To drink coffee or not to drink coffee: that is the question.

PHOTO - Peter (@coffee_and_i_uk)

By Lucy Wilkinson

Monday the 1st October marks International Coffee Day, so today you’ve got even more of an excuse to spend £4 on that necessary cappuccino.

Coffee has undeniably become a central feature of modern-day life, and socialising. It seems like everything that’s not to do with drinking alcohol, revolves around the caffeinated substance. But the substance has the world divided on whether it’s a good thing to drink or something to be entirely avoided.

Arguably the 1990s was the birth of what we understand as the coffee culture in the UK. Between 1993 and 1997, the number of UK coffee shop outlets catapulted by 847%. Therefore, there is no doubt that coffee shops are lucrative. There are even studies that claim by 2022, the coffee shop industry in the UK will turn over £13billion. Numbers from 2017, to 2018, showing an increase of 5.3% of stores testify to this.


PHOTO – Peter (@coffee_and_i_uk)

The whole irony of coffee is that, for a student, its benefits and its downfall are closely aligned. We love coffee because it helps us finish that essay in the early hours, and because it helps us focus after the Monday 9am. But, once the deadlines are met, it is exactly the reason why we’re up until 3am, and we find we can’t do work without one.

I think perhaps the greatest benefit of drinking coffee is that it increases your energy levels, having the ability to keep you alert if/when you need to be. It’s a great thing to drink before going to the gym without taking pre-workouts which are often expensive. There have been studies that prove caffeine has a positive effect on physical performance, by 11-12% even. There have also been scientific claims that drinking coffee can reduce your risks of Alzheimer’s, and even diabetes. However, like anything there is a lot of evidence for either side. But hey, what could it hurt to have a few occasionally? Providing you buy Fairtrade coffee, your purchase could be making a positive difference in communities across the world. Similarly, a lot of independent coffee brands are cropping up in cafes across cities in the UK. So, buying from these companies could also support the local, immediate community.

Coffee drinking is a choice. The strength of the industry has demonstrated that we tend to choose ‘yes’ to coffee. This does not by any means say that it doesn’t have its downfalls.
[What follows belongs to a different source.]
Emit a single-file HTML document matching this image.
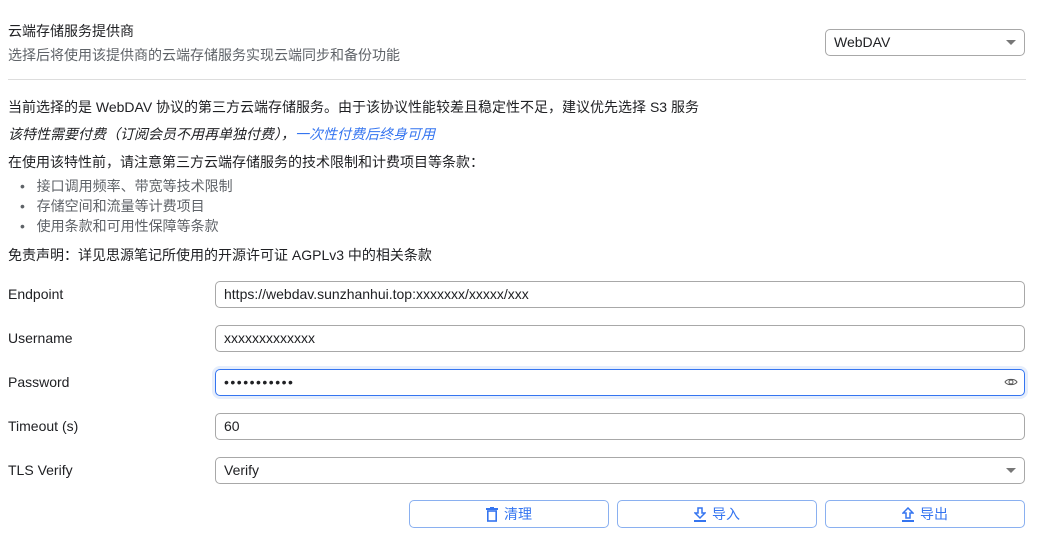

PHOTO – Peter (@coffee_and_i_uk)

A lot of budget experts tell us to calculate how much our daily/weekly coffee from Starbucks is costing us on a yearly basis. Research has shown that yearly, the average Brit is spending about £2200 on coffee. That £4 a day didn’t seem significant before, did it? Undeniably drinking coffee can be an expensive habit, and for students this can pinch our purse in places that we can’t afford it to. There has been a lot of interesting research into the correlation between coffee, and mental illnesses such as anxiety. This is because the increased energy levels that coffee can provide, paired with sleep disruption, can exaggerate the effects of some mental illnesses. If you’re interested in the link between coffee, anxiety and mental health you can have a read of this Telegraph case study:

The world divided by simple pros and cons is far too simplistic. By assessing things as ‘pros’ and ‘cons’ we seek to make some sort of value judgement, whether something is ‘good’ or ‘bad’. But really, you should just do whatever the hell you want. Drink the coffee. Don’t drink the coffee. Empower yourself to make decisions you want to not what society – or a pros and cons list –  tells us.

What we all can’t argue with now is that although whether we want to be or not, we are immersed in a coffee culture that is not ceasing.